Bagian Pertama Perihal Garis Sempadan dan Pagar – Pagar Bangunan Pasal 20 1. Untuk memperoleh keteraturan dalam tata letak bangunan, baik terhadap jalan maupun antar bangunan serta menjaga kemungkinan terjadinya pelebaran jalan dikemudian hari perlu ditetapkan garis sempadan bangunan dan pagar – pagar bangunan, keteraturan tata letak bangunan tersebut juga dimaksudkan untuk mengurangi resiko kebakaran, pengaturan sirkulasi udara dan sinar matahari serta kebebasan ruang gerak halaman. 2. Besarnya garis sempadan dan pagar – pagar bangunan memperhatikan fungsi jalan maupun disain geometrisnya dan jenis penggunan ruang atau bangunan yang ada. Pasal 21 1. Garis sempadan muka bangunan ( Rooi ) Perumahan : a. Yang terletak pada jalan yang lebarnya lebih dari 24 ( dua puluh empat ) meter ditetapkan ½ (seperdua) dari lebar jalan ( dihitung dari patok daerah milik jalan ) ; b. Yang terletak pada jalan yang lebarnya 16 ( enam ) meter sampai 24 ( dua puluh empat) meter ditetapkan minimal 10 ( sepuluh ) meter ( dihitung dari patok daerah milik jalan ); c.
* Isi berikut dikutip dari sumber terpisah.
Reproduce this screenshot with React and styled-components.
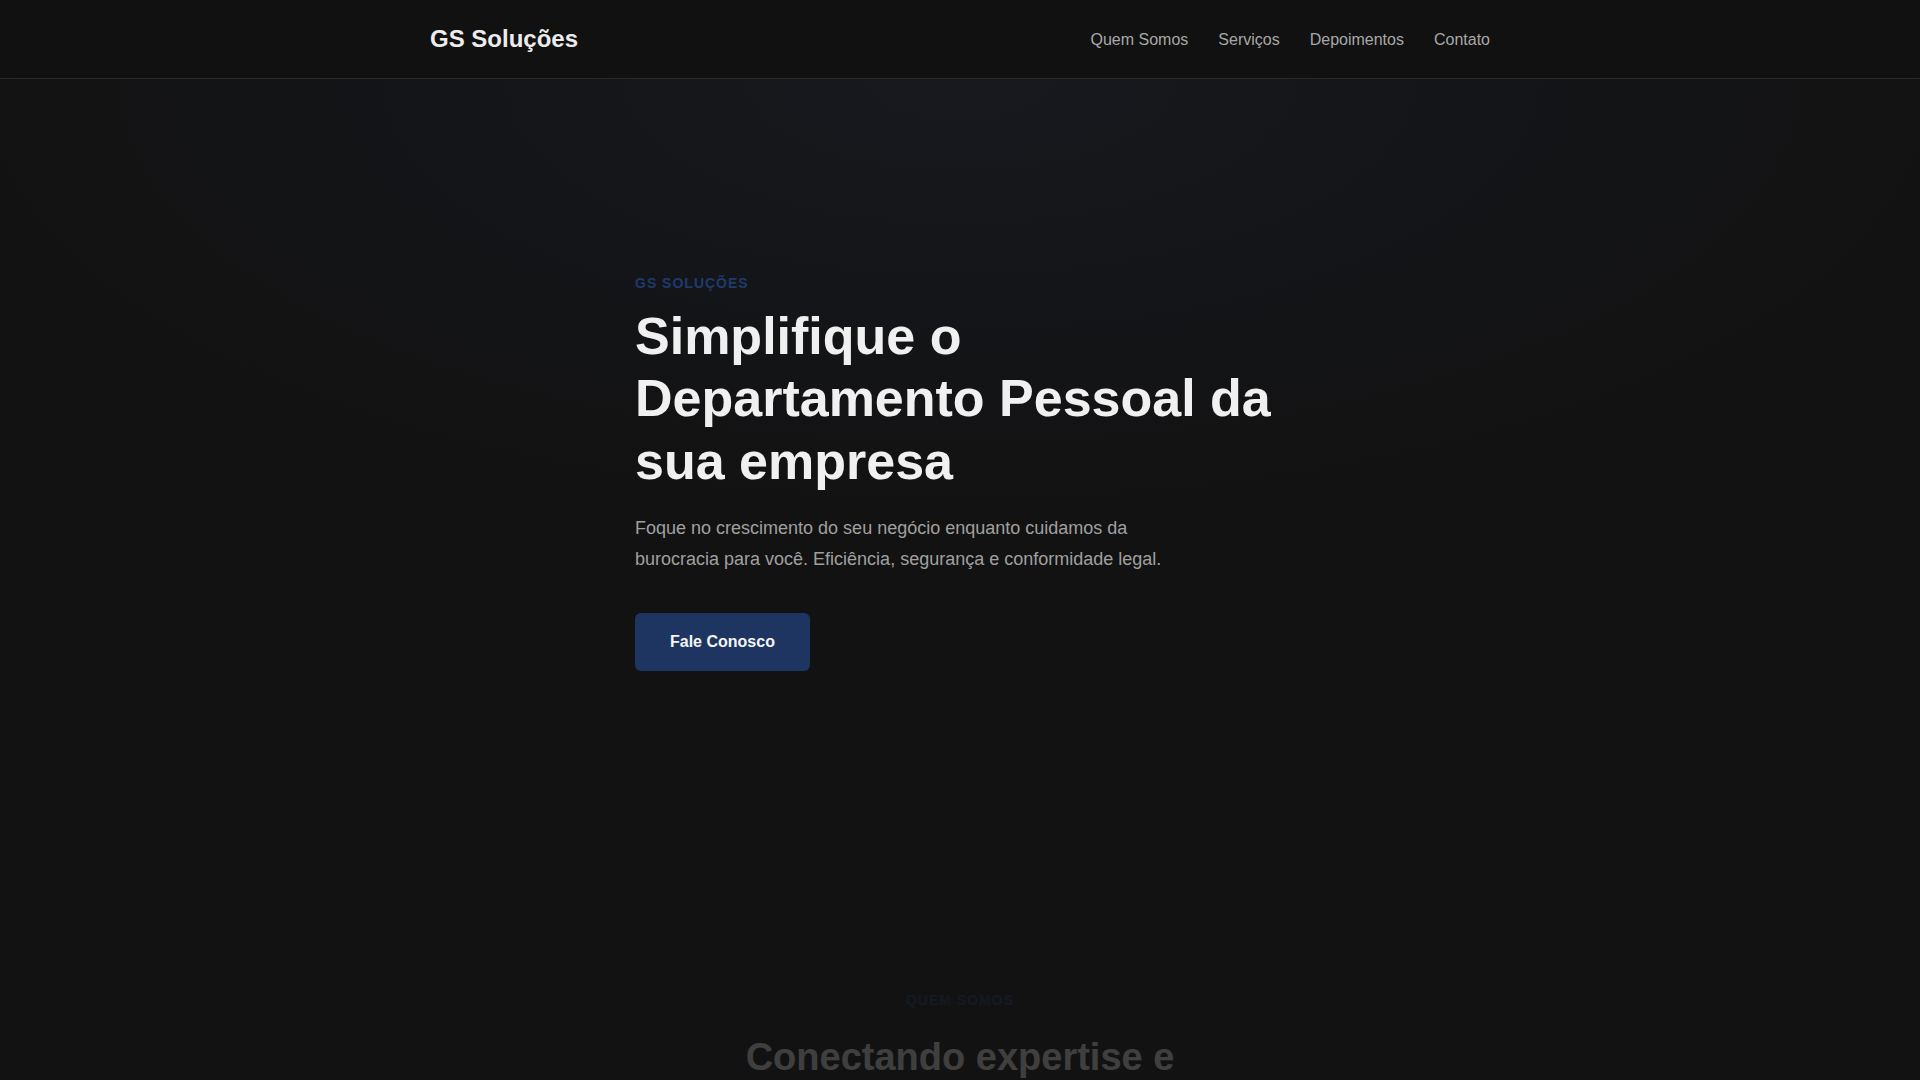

Yang terletak pada jalan yang lebarnya 10 ( sepuluh ) meter sampai dengan 15 ( lima belas ) meter, ditetapkan minimal 8 ( delapan ) meter ( dihitung dari patok daerah milik jalan ); d. Yang terletak pada jalan yang lebarnya lebih dari 4 ( empat ) meter sampai dengan 10 ( sepuluh ) meter, ditetapkan minimal 6 ( enam ) meter ( dihitung dari patok daerah milik jalan ); e. Yang terletak pada jalan yang lebarnya kurang dari 4 ( empat ) meter atau gang ditetapkan minimal 3 ( tiga ) meter ( dihitung dari patok daerah milik jalan ). 2. Garis Sempadan Belakang Bangunan Perumahan. Garis sempadan belakang bangunan untuk peruntukan perumahan ( rumah tempat tinggal ) ditetapkan minimal 2 ( dua ) meter ( dihitung dari batas kapling ). 3. Garis Sempadan Samping bangunan Perumahan. Penetapan garis sempadan samping bangunan untuk peruntukan perumahan ialah minimal 1 (satu) meter dihitung dari batas kapling ; bila rumah tempat tinggal tersebut dibuat berangkai maka panjangnya tidak boleh melebihi 40 (empat puluh) meter garis sempadan samping dihitung pada kedua ujung bangunan tersebut. 4. Garis Sempadan Muka Bangunan ( Rooi ) Pertokoan a. Yang terletak pada jalan yang lebarnya lebih dari 24 (dua puluh empat) meter, ditetapkan minimal 8 (delapan) meter (dihitung dari patok daerah milik jalan);
5.
6.
7.
8.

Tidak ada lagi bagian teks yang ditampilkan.